**Task objective:** Tally the lines holding the word "this" and state the count by itself.

**Stored records:**
|---|

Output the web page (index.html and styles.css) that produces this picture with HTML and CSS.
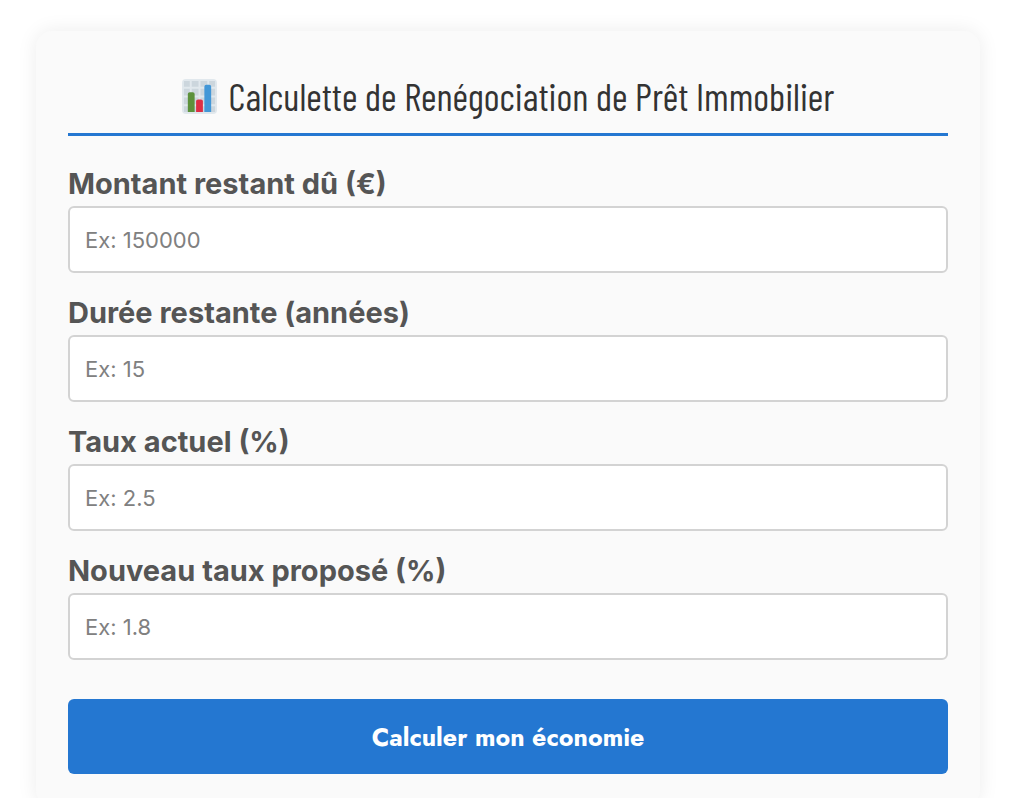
FILE: index.html
```html
<!DOCTYPE html>
<html lang="fr">
<head>
	<meta charset="UTF-8">
	<meta name="viewport" content="width=device-width, initial-scale=1">
	<title>Calculette de Renégociation de Prêt Immobilier</title>
	<link rel="stylesheet" href="styles.css">
</head>
<body>
	<form class="calculette">
		<h2 class="titre">
			<svg class="icone" viewBox="0 0 36 36" aria-hidden="true">
				<rect width="36" height="36" rx="4" fill="#e1e8ed"/>
				<path fill="#ccd6dd" d="M2 2h6v6H2zM10 2h7v6h-7zM19 2h7v6h-7zM28 2h6v6h-6zM2 10h6v7H2zM10 10h7v7h-7zM19 10h7v7h-7zM28 10h6v7h-6zM2 19h6v7H2zM10 19h7v7h-7zM19 19h7v7h-7zM28 19h6v7h-6zM2 28h6v6H2zM10 28h7v6h-7zM19 28h7v6h-7zM28 28h6v6h-6z"/>
				<path fill="#5c913b" d="M6 34V15.500q0-2 2-2h3q2 0 2 2V34z"/>
				<path fill="#dd2e44" d="M14.500 34V23q0-2 2-2h3q2 0 2 2v11z"/>
				<path fill="#4297d7" d="M23 34V8q0-2 2-2h3q2 0 2 2v26z"/>
			</svg>
			<span>Calculette de Renégociation de Prêt Immobilier</span>
		</h2>

		<div class="champ">
			<label for="montant">Montant restant dû (€)</label>
			<input type="number" id="montant" placeholder="Ex: 150000">
		</div>
		<div class="champ">
			<label for="duree">Durée restante (années)</label>
			<input type="number" id="duree" placeholder="Ex: 15">
		</div>
		<div class="champ">
			<label for="taux-actuel">Taux actuel (%)</label>
			<input type="number" id="taux-actuel" step="0.01" placeholder="Ex: 2.5">
		</div>
		<div class="champ">
			<label for="nouveau-taux">Nouveau taux proposé (%)</label>
			<input type="number" id="nouveau-taux" step="0.01" placeholder="Ex: 1.8">
		</div>

		<button type="button" class="bouton">Calculer mon économie</button>
	</form>
</body>
</html>
```
FILE: styles.css
```css
*{
	box-sizing: border-box;
}

body{
	margin: 0;
	padding: 31px 44px 0 36px;
	background-color: #fff;
	font-family: Inter, "Liberation Sans", sans-serif;
}

.calculette{
	padding: 32px;
	background-color: #fafafa;
	border-radius: 16px;
	box-shadow: 0 0 20px rgba(0, 0, 0, 0.08);
}

.titre{
	display: flex;
	justify-content: center;
	align-items: center;
	gap: 12px;
	margin: 0 0 30px;
	padding: 10px 0 14px;
	border-bottom: 3px solid #2477d1;
	color: #333;
	font-family: "Barlow Condensed", "Roboto Condensed", "Liberation Sans Narrow", sans-serif;
	font-size: 38px;
	font-weight: 400;
	line-height: 46px;
}

.icone{
	width: 35px;
	height: 35px;
}

.champ{
	display: flex;
	flex-direction: column;
	gap: 4px;
	margin-bottom: 22px;
}

.champ label{
	color: #555;
	font-size: 29px;
	font-weight: 700;
	line-height: 36px;
}

.champ input{
	width: 100%;
	height: 67px;
	padding: 0 15px;
	border: 2px solid #d3d3d3;
	border-radius: 6px;
	background-color: #fff;
	color: #333;
	font-family: inherit;
	font-size: 22px;
}

.champ input::placeholder{
	color: #808080;
}

.bouton{
	display: block;
	width: 100%;
	height: 75px;
	margin-top: 39px;
	border: 0;
	border-radius: 6px;
	background-color: #2477d1;
	color: #fff;
	font-family: Jost, Lato, sans-serif;
	font-size: 25px;
	font-weight: 700;
	cursor: pointer;
}
```
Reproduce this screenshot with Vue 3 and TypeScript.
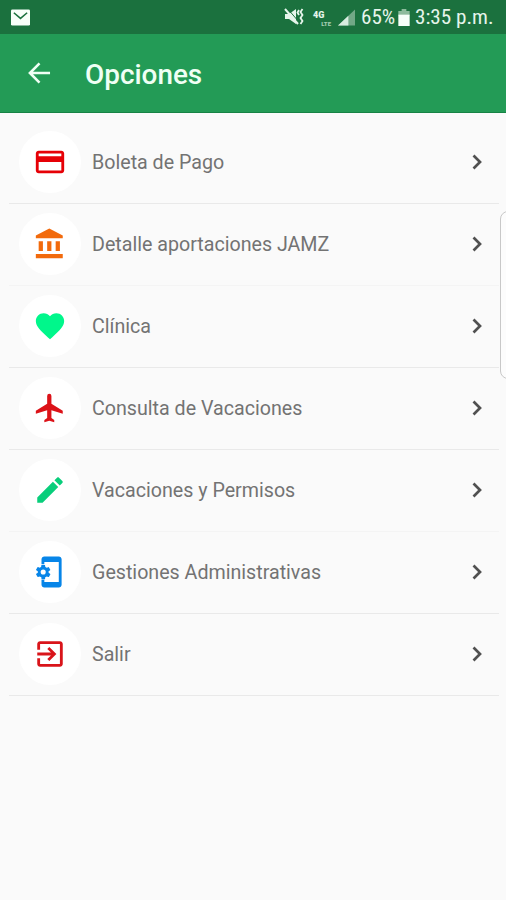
<script setup lang="ts">
interface Option {
  label: string
  color: string
  path: string
  faint?: boolean
}

const options: Option[] = [
  {
    label: 'Boleta de Pago',
    color: '#e60006',
    path: 'M20 4H4c-1.1 0-2 .9-2 2v12c0 1.1.9 2 2 2h16c1.1 0 2-.9 2-2V6c0-1.1-.9-2-2-2zm0 14H4v-6h16v6zm0-10H4V6h16v2z',
  },
  {
    label: 'Detalle aportaciones JAMZ',
    color: '#f26a0c',
    path: 'M4 10v7h3v-7H4zm6 0v7h3v-7h-3zM2 22h19v-3H2v3zm14-12v7h3v-7h-3zM11.500 1L2 6v2h19V6l-9.500-5z',
    faint: true,
  },
  {
    label: 'Clínica',
    color: '#00f78b',
    path: 'M12 21.350l-1.450-1.320C5.400 15.360 2 12.280 2 8.500 2 5.420 4.420 3 7.500 3c1.740 0 3.410.81 4.500 2.090C13.090 3.810 14.760 3 16.500 3 19.580 3 22 5.420 22 8.500c0 3.780-3.400 6.860-8.550 11.540L12 21.350z',
  },
  {
    label: 'Consulta de Vacaciones',
    color: '#dc1218',
    path: 'M21 16v-2l-8-5V3.500a1.500 1.500 0 0 0-3 0V9l-8 5v2l8-2.500V19l-2 1.500V22l3.500-1 3.500 1v-1.500L13 19v-5.500l8 2.500z',
  },
  {
    label: 'Vacaciones y Permisos',
    color: '#08ce7b',
    path: 'M3 17.250V21h3.750L17.810 9.940l-3.750-3.750L3 17.250zM20.710 7.040c.39-.39.39-1.020 0-1.410l-2.340-2.340c-.39-.39-1.020-.39-1.410 0l-1.830 1.830 3.750 3.750 1.830-1.830z',
    faint: true,
  },
  {
    label: 'Gestiones Administrativas',
    color: '#0785e8',
    path: 'M11 12.500v-1l1.100-.8c.1-.1.1-.2.1-.3l-1-1.700c-.1-.1-.2-.2-.3-.1l-1.300.4c-.3-.2-.6-.4-.9-.5l-.2-1.300c0-.1-.1-.2-.3-.2H6.200c-.1 0-.2.1-.3.2l-.2 1.300c-.3.1-.6.3-.9.5l-1.300-.5c-.1 0-.2 0-.3.1l-1 1.700c-.1.2 0 .3.1.4l1.100.8v1l-1.100.8c-.1.2-.1.3-.1.4l1 1.700c.1.1.2.2.3.1l1.400-.4c.3.2.6.4.9.5l.2 1.300c0 .1.1.2.2.2h2c.1 0 .2-.1.3-.2l.2-1.300c.3-.1.6-.3.9-.5l1.300.5c.1 0 .2 0 .3-.1l1-1.700c.1-.1.1-.3 0-.4l-1.100-.9zM7.200 13.800a1.800 1.800 0 1 1 0-3.600 1.800 1.800 0 0 1 0 3.600zM18.200 1H8c-1.100 0-2 .9-2 2v3.500h2V5h10.200v14H8v-1.500H6V21c0 1.100.9 2 2 2h10.200c1.100 0 2-.9 2-2V3c0-1.100-.9-2-2-2z',
  },
  {
    label: 'Salir',
    color: '#d9141a',
    path: 'M10.090 15.590L11.500 17l5-5-5-5-1.410 1.410L12.670 11H3v2h9.670l-2.580 2.590zM19 3H5c-1.110 0-2 .9-2 2v4h2V5h14v14H5v-4H3v4c0 1.100.89 2 2 2h14c1.100 0 2-.9 2-2V5c0-1.100-.9-2-2-2z',
  },
]
</script>

<template>
  <div class="screen">
    <div class="status">
      <svg class="mail" viewBox="0 0 20 17">
        <rect width="20" height="17" rx="1.500" fill="#f7fff9" />
        <path d="M3 3.500L10 9.500l7-6" fill="none" stroke="#1b713e" stroke-width="1.600" />
      </svg>
      <div class="indicators">
        <svg class="mute" viewBox="0 0 20 18">
          <path d="M1 6h4l7-5v15l-7-5H1z" fill="#e6f5eb" />
          <path d="M3 0l12 14" stroke="#1b713e" stroke-width="1" />
          <path d="M1 1l13 15" stroke="#e6f5eb" stroke-width="2" />
          <path d="M15 2l-1.500 2.500L15 7M18.500 1l-2 3 2 3-2 3 2 3-2 3" fill="none" stroke="#e6f5eb" stroke-width="1.800" />
        </svg>
        <span class="network"><b>4G</b><i>LTE</i></span>
        <svg class="signal" viewBox="0 0 18 17">
          <path d="M0 17L18 0v17z" fill="#72a886" />
          <path d="M0 17L11 6.600V17z" fill="#d8ecdf" />
        </svg>
        <span class="percent">65%</span>
        <svg class="battery" viewBox="0 0 12 18">
          <path d="M3.500 0h5v2H12v5H0V2h3.500z" fill="#8dbb9c" />
          <path d="M0 6h12v12H0z" fill="#f7fff9" />
        </svg>
        <span class="clock">3:35 p.m.</span>
      </div>
    </div>
    <header class="toolbar">
      <svg class="back" viewBox="0 0 24 22">
        <path d="M23 11H2M12 1L2 11l10 10" fill="none" stroke="#effff4" stroke-width="2.700" />
      </svg>
      <h1>Opciones</h1>
    </header>
    <ul class="list">
      <li v-for="option in options" :key="option.label" :class="{ faint: option.faint }">
        <span class="avatar">
          <svg viewBox="0 0 24 24"><path :d="option.path" :fill="option.color" /></svg>
        </span>
        <span class="label">{{ option.label }}</span>
        <svg class="chevron" viewBox="0 0 10 16">
          <path d="M1.500 1.500L8 8l-6.500 6.500" fill="none" stroke="#505050" stroke-width="2.700" />
        </svg>
      </li>
    </ul>
    <div class="edge-handle"></div>
  </div>
</template>

<style>
body {
  margin: 0;
  background: #fafafa;
}
</style>

<style scoped>
.screen {
  position: relative;
  height: 900px;
  overflow: hidden;
  background: #fafafa;
  font-family: Roboto, "Liberation Sans", sans-serif;
}
.status {
  box-sizing: border-box;
  height: 34px;
  display: flex;
  align-items: center;
  justify-content: space-between;
  padding: 0 13px 0 11px;
  background: #1b713e;
  color: #e6f5eb;
}
.mail {
  width: 19px;
  height: 17px;
}
.indicators {
  display: flex;
  align-items: center;
  font-family: "Roboto Condensed", Roboto, sans-serif;
  font-size: 20.500px;
}
.mute {
  width: 20px;
  height: 18px;
  margin: 0 9px 0 -2px;
}
.network {
  display: flex;
  flex-direction: column;
  width: 18px;
  margin: 3px 7px 0 0;
  font-family: Roboto, sans-serif;
  font-size: 9px;
  line-height: 9px;
}
.network b {
  font-weight: 900;
}
.network i {
  align-self: flex-end;
  font-size: 6px;
  line-height: 7px;
  font-style: normal;
  font-weight: 900;
  color: #a4cdb2;
}
.signal {
  width: 17px;
  height: 17px;
  margin-right: 6px;
}
.percent,
.clock {
  display: block;
  white-space: nowrap;
  transform-origin: left center;
}
.percent {
  width: 34px;
  margin-right: 3px;
  transform: scaleX(1.030);
}
.battery {
  width: 12px;
  height: 17px;
  margin-right: 5px;
}
.clock {
  width: 78px;
  transform: scaleX(1.030);
}
.toolbar {
  box-sizing: border-box;
  height: 79px;
  display: flex;
  align-items: center;
  gap: 34px;
  padding-left: 28px;
  background: #239b56;
  border-bottom: 1px solid #178345;
}
.back {
  width: 23px;
  height: 22px;
}
h1 {
  margin: 4px 0 0;
  color: #effff4;
  font-size: 27.900px;
  font-weight: 500;
  line-height: 32px;
}
.list {
  list-style: none;
  margin: 0;
  padding: 9px 7px 0 9px;
}
.list li {
  box-sizing: border-box;
  height: 82px;
  display: flex;
  align-items: center;
  padding: 0 17px 0.500px 9.500px;
  border-bottom: 1px solid #e9e9e9;
}
.list li.faint {
  border-bottom-color: #f4f4f4;
}
.avatar {
  width: 62px;
  height: 62px;
  display: flex;
  align-items: center;
  justify-content: center;
  border-radius: 50%;
  background: #fff;
}
.avatar svg {
  width: 34px;
  height: 34px;
}
.label {
  flex: 1;
  margin: 1px 0 0 11.500px;
  color: #737373;
  font-size: 19.650px;
  line-height: 24px;
  white-space: nowrap;
}
.chevron {
  width: 10px;
  height: 16px;
}
.edge-handle {
  position: absolute;
  left: 500px;
  top: 211px;
  box-sizing: border-box;
  width: 20px;
  height: 168px;
  border: 1px solid #c8c8c8;
  border-radius: 8px;
  background: #fcfcfc;
}
</style>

|---|

**Solution below:** 2